**DATA BLOCK**
★ ★ ★ ★ ★ ★ ★
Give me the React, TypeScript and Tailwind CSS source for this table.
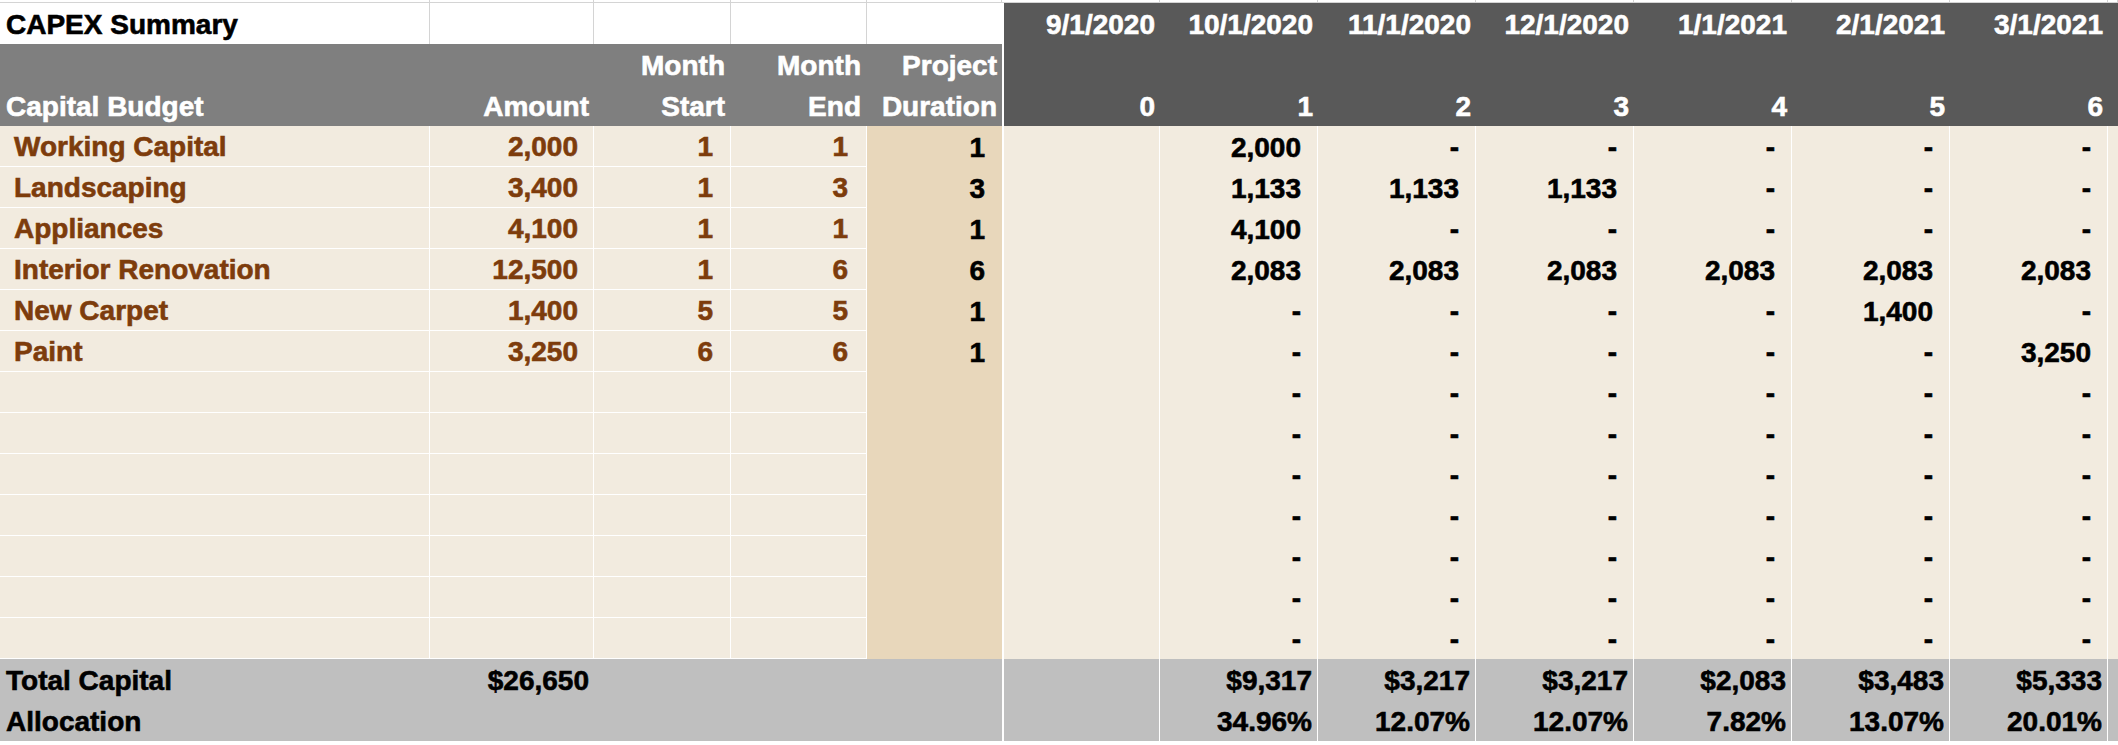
const cols =
  "grid grid-cols-[430px_164px_137px_136px_135px_158px_158px_158px_158px_158px_158px_158px_1fr]";

const cell = "flex h-full items-end overflow-hidden whitespace-nowrap pb-[5px] leading-[28px]";

const dates = ["9/1/2020", "10/1/2020", "11/1/2020", "12/1/2020", "1/1/2021", "2/1/2021", "3/1/2021"];

type Item = {
  name: string;
  amount: string;
  start: string;
  end: string;
  duration: string;
  months: string[];
};

const items: Item[] = [
  { name: "Working Capital", amount: "2,000", start: "1", end: "1", duration: "1", months: ["2,000", "-", "-", "-", "-", "-"] },
  { name: "Landscaping", amount: "3,400", start: "1", end: "3", duration: "3", months: ["1,133", "1,133", "1,133", "-", "-", "-"] },
  { name: "Appliances", amount: "4,100", start: "1", end: "1", duration: "1", months: ["4,100", "-", "-", "-", "-", "-"] },
  { name: "Interior Renovation", amount: "12,500", start: "1", end: "6", duration: "6", months: ["2,083", "2,083", "2,083", "2,083", "2,083", "2,083"] },
  { name: "New Carpet", amount: "1,400", start: "5", end: "5", duration: "1", months: ["-", "-", "-", "-", "1,400", "-"] },
  { name: "Paint", amount: "3,250", start: "6", end: "6", duration: "1", months: ["-", "-", "-", "-", "-", "3,250"] },
];

// blank rows still show the dashes in the monthly columns
const blanks: Item[] = Array.from({ length: 7 }, () => ({
  name: "",
  amount: "",
  start: "",
  end: "",
  duration: "",
  months: ["-", "-", "-", "-", "-", "-"],
}));

const totals = ["$9,317", "$3,217", "$3,217", "$2,083", "$3,483", "$5,333"];
const allocation = ["34.96%", "12.07%", "12.07%", "7.82%", "13.07%", "20.01%"];

function DataRow({ item }: { item: Item }) {
  const left = "border-r border-b border-white bg-[#f2ebdf] text-[#7d3c0c]";
  return (
    <div className={`${cols} h-[41px]`}>
      <div className={`${cell} ${left} pl-[14px]`}>{item.name}</div>
      <div className={`${cell} ${left} justify-end pr-[15px]`}>{item.amount}</div>
      <div className={`${cell} ${left} justify-end pr-[17px]`}>{item.start}</div>
      <div className={`${cell} ${left} justify-end pr-[18px]`}>{item.end}</div>
      <div className={`${cell} justify-end bg-[#e8d7bb] pr-[17px] text-black`}>{item.duration}</div>
      <div className={`${cell} border-l-2 border-r border-white bg-[#f2ebdf]`} />
      {item.months.map((m, i) => (
        <div key={i} className={`${cell} justify-end border-r border-white bg-[#f2ebdf] pr-[16px] text-black`}>
          {m}
        </div>
      ))}
      <div className={`${cell} bg-[#f2ebdf]`} />
    </div>
  );
}

function TotalRow({ label, amount, values }: { label: string; amount: string; values: string[] }) {
  return (
    <div className={`${cols} h-[41px] bg-[#bfbfbf] text-black`}>
      <div className={`${cell} pl-[6px]`}>{label}</div>
      <div className={`${cell} justify-end pr-[5px]`}>{amount}</div>
      <div className={cell} />
      <div className={cell} />
      <div className={cell} />
      <div className={`${cell} border-l-2 border-r border-white`} />
      {values.map((v, i) => (
        <div key={i} className={`${cell} justify-end border-r border-white pr-[5px]`}>
          {v}
        </div>
      ))}
      <div className={cell} />
    </div>
  );
}

export default function App() {
  return (
    <div className="h-[745px] w-[2118px] overflow-hidden bg-white font-['Liberation_Sans',Arial,sans-serif] text-[28px] font-bold [-webkit-text-stroke:0.6px_currentColor]">
      {/* sliver of the row above */}
      <div className={`${cols} h-[3px] border-b border-[#d4d4d4]`}>
        {Array.from({ length: 13 }, (_, i) => (
          <div key={i} className="h-full border-r border-[#d4d4d4]" />
        ))}
      </div>

      {/* title row + dates */}
      <div className={`${cols} h-[41px]`}>
        <div className={`${cell} border-r border-[#d4d4d4] pl-[6px] text-black`}>CAPEX Summary</div>
        <div className={`${cell} border-r border-[#d4d4d4]`} />
        <div className={`${cell} border-r border-[#d4d4d4]`} />
        <div className={`${cell} border-r border-[#d4d4d4]`} />
        <div className={cell} />
        {dates.map((d, i) => (
          <div
            key={d}
            className={`${cell} justify-end bg-[#595959] pr-[5px] text-white ${i === 0 ? "border-l-2 border-white" : ""}`}
          >
            {d}
          </div>
        ))}
        <div className={`${cell} bg-[#595959]`} />
      </div>

      {/* header rows */}
      <div className={`${cols} h-[41px] text-white`}>
        <div className={`${cell} bg-[#7f7f7f]`} />
        <div className={`${cell} bg-[#7f7f7f]`} />
        <div className={`${cell} justify-end bg-[#7f7f7f] pr-[6px]`}>Month</div>
        <div className={`${cell} justify-end bg-[#7f7f7f] pr-[6px]`}>Month</div>
        <div className={`${cell} justify-end bg-[#7f7f7f] pr-[5px]`}>Project</div>
        <div className={`${cell} border-l-2 border-white bg-[#595959]`} />
        {Array.from({ length: 7 }, (_, i) => (
          <div key={i} className={`${cell} bg-[#595959]`} />
        ))}
      </div>
      <div className={`${cols} h-[41px] text-white`}>
        <div className={`${cell} bg-[#7f7f7f] pl-[6px]`}>Capital Budget</div>
        <div className={`${cell} justify-end bg-[#7f7f7f] pr-[5px]`}>Amount</div>
        <div className={`${cell} justify-end bg-[#7f7f7f] pr-[6px]`}>Start</div>
        <div className={`${cell} justify-end bg-[#7f7f7f] pr-[6px]`}>End</div>
        <div className={`${cell} justify-end bg-[#7f7f7f] pr-[5px]`}>Duration</div>
        {[0, 1, 2, 3, 4, 5, 6].map((n) => (
          <div
            key={n}
            className={`${cell} justify-end bg-[#595959] pr-[5px] ${n === 0 ? "border-l-2 border-white" : ""}`}
          >
            {n}
          </div>
        ))}
        <div className={`${cell} bg-[#595959]`} />
      </div>

      {[...items, ...blanks].map((item, i) => (
        <DataRow key={i} item={item} />
      ))}

      <TotalRow label="Total Capital" amount="$26,650" values={totals} />
      <TotalRow label="Allocation" amount="" values={allocation} />
    </div>
  );
}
★ ★ ★ ★ ★ ★ ★
**EXERCISE GOAL**
Working from the material above, transcribe it exactly while omitting pictures.

**RIGHT ANSWER**
Give me the React, TypeScript and Tailwind CSS source for this table.
const cols =
  "grid grid-cols-[430px_164px_137px_136px_135px_158px_158px_158px_158px_158px_158px_158px_1fr]";

const cell = "flex h-full items-end overflow-hidden whitespace-nowrap pb-[5px] leading-[28px]";

const dates = ["9/1/2020", "10/1/2020", "11/1/2020", "12/1/2020", "1/1/2021", "2/1/2021", "3/1/2021"];

type Item = {
  name: string;
  amount: string;
  start: string;
  end: string;
  duration: string;
  months: string[];
};

const items: Item[] = [
  { name: "Working Capital", amount: "2,000", start: "1", end: "1", duration: "1", months: ["2,000", "-", "-", "-", "-", "-"] },
  { name: "Landscaping", amount: "3,400", start: "1", end: "3", duration: "3", months: ["1,133", "1,133", "1,133", "-", "-", "-"] },
  { name: "Appliances", amount: "4,100", start: "1", end: "1", duration: "1", months: ["4,100", "-", "-", "-", "-", "-"] },
  { name: "Interior Renovation", amount: "12,500", start: "1", end: "6", duration: "6", months: ["2,083", "2,083", "2,083", "2,083", "2,083", "2,083"] },
  { name: "New Carpet", amount: "1,400", start: "5", end: "5", duration: "1", months: ["-", "-", "-", "-", "1,400", "-"] },
  { name: "Paint", amount: "3,250", start: "6", end: "6", duration: "1", months: ["-", "-", "-", "-", "-", "3,250"] },
];

// blank rows still show the dashes in the monthly columns
const blanks: Item[] = Array.from({ length: 7 }, () => ({
  name: "",
  amount: "",
  start: "",
  end: "",
  duration: "",
  months: ["-", "-", "-", "-", "-", "-"],
}));

const totals = ["$9,317", "$3,217", "$3,217", "$2,083", "$3,483", "$5,333"];
const allocation = ["34.96%", "12.07%", "12.07%", "7.82%", "13.07%", "20.01%"];

function DataRow({ item }: { item: Item }) {
  const left = "border-r border-b border-white bg-[#f2ebdf] text-[#7d3c0c]";
  return (
    <div className={`${cols} h-[41px]`}>
      <div className={`${cell} ${left} pl-[14px]`}>{item.name}</div>
      <div className={`${cell} ${left} justify-end pr-[15px]`}>{item.amount}</div>
      <div className={`${cell} ${left} justify-end pr-[17px]`}>{item.start}</div>
      <div className={`${cell} ${left} justify-end pr-[18px]`}>{item.end}</div>
      <div className={`${cell} justify-end bg-[#e8d7bb] pr-[17px] text-black`}>{item.duration}</div>
      <div className={`${cell} border-l-2 border-r border-white bg-[#f2ebdf]`} />
      {item.months.map((m, i) => (
        <div key={i} className={`${cell} justify-end border-r border-white bg-[#f2ebdf] pr-[16px] text-black`}>
          {m}
        </div>
      ))}
      <div className={`${cell} bg-[#f2ebdf]`} />
    </div>
  );
}

function TotalRow({ label, amount, values }: { label: string; amount: string; values: string[] }) {
  return (
    <div className={`${cols} h-[41px] bg-[#bfbfbf] text-black`}>
      <div className={`${cell} pl-[6px]`}>{label}</div>
      <div className={`${cell} justify-end pr-[5px]`}>{amount}</div>
      <div className={cell} />
      <div className={cell} />
      <div className={cell} />
      <div className={`${cell} border-l-2 border-r border-white`} />
      {values.map((v, i) => (
        <div key={i} className={`${cell} justify-end border-r border-white pr-[5px]`}>
          {v}
        </div>
      ))}
      <div className={cell} />
    </div>
  );
}

export default function App() {
  return (
    <div className="h-[745px] w-[2118px] overflow-hidden bg-white font-['Liberation_Sans',Arial,sans-serif] text-[28px] font-bold [-webkit-text-stroke:0.6px_currentColor]">
      {/* sliver of the row above */}
      <div className={`${cols} h-[3px] border-b border-[#d4d4d4]`}>
        {Array.from({ length: 13 }, (_, i) => (
          <div key={i} className="h-full border-r border-[#d4d4d4]" />
        ))}
      </div>

      {/* title row + dates */}
      <div className={`${cols} h-[41px]`}>
        <div className={`${cell} border-r border-[#d4d4d4] pl-[6px] text-black`}>CAPEX Summary</div>
        <div className={`${cell} border-r border-[#d4d4d4]`} />
        <div className={`${cell} border-r border-[#d4d4d4]`} />
        <div className={`${cell} border-r border-[#d4d4d4]`} />
        <div className={cell} />
        {dates.map((d, i) => (
          <div
            key={d}
            className={`${cell} justify-end bg-[#595959] pr-[5px] text-white ${i === 0 ? "border-l-2 border-white" : ""}`}
          >
            {d}
          </div>
        ))}
        <div className={`${cell} bg-[#595959]`} />
      </div>

      {/* header rows */}
      <div className={`${cols} h-[41px] text-white`}>
        <div className={`${cell} bg-[#7f7f7f]`} />
        <div className={`${cell} bg-[#7f7f7f]`} />
        <div className={`${cell} justify-end bg-[#7f7f7f] pr-[6px]`}>Month</div>
        <div className={`${cell} justify-end bg-[#7f7f7f] pr-[6px]`}>Month</div>
        <div className={`${cell} justify-end bg-[#7f7f7f] pr-[5px]`}>Project</div>
        <div className={`${cell} border-l-2 border-white bg-[#595959]`} />
        {Array.from({ length: 7 }, (_, i) => (
          <div key={i} className={`${cell} bg-[#595959]`} />
        ))}
      </div>
      <div className={`${cols} h-[41px] text-white`}>
        <div className={`${cell} bg-[#7f7f7f] pl-[6px]`}>Capital Budget</div>
        <div className={`${cell} justify-end bg-[#7f7f7f] pr-[5px]`}>Amount</div>
        <div className={`${cell} justify-end bg-[#7f7f7f] pr-[6px]`}>Start</div>
        <div className={`${cell} justify-end bg-[#7f7f7f] pr-[6px]`}>End</div>
        <div className={`${cell} justify-end bg-[#7f7f7f] pr-[5px]`}>Duration</div>
        {[0, 1, 2, 3, 4, 5, 6].map((n) => (
          <div
            key={n}
            className={`${cell} justify-end bg-[#595959] pr-[5px] ${n === 0 ? "border-l-2 border-white" : ""}`}
          >
            {n}
          </div>
        ))}
        <div className={`${cell} bg-[#595959]`} />
      </div>

      {[...items, ...blanks].map((item, i) => (
        <DataRow key={i} item={item} />
      ))}

      <TotalRow label="Total Capital" amount="$26,650" values={totals} />
      <TotalRow label="Allocation" amount="" values={allocation} />
    </div>
  );
}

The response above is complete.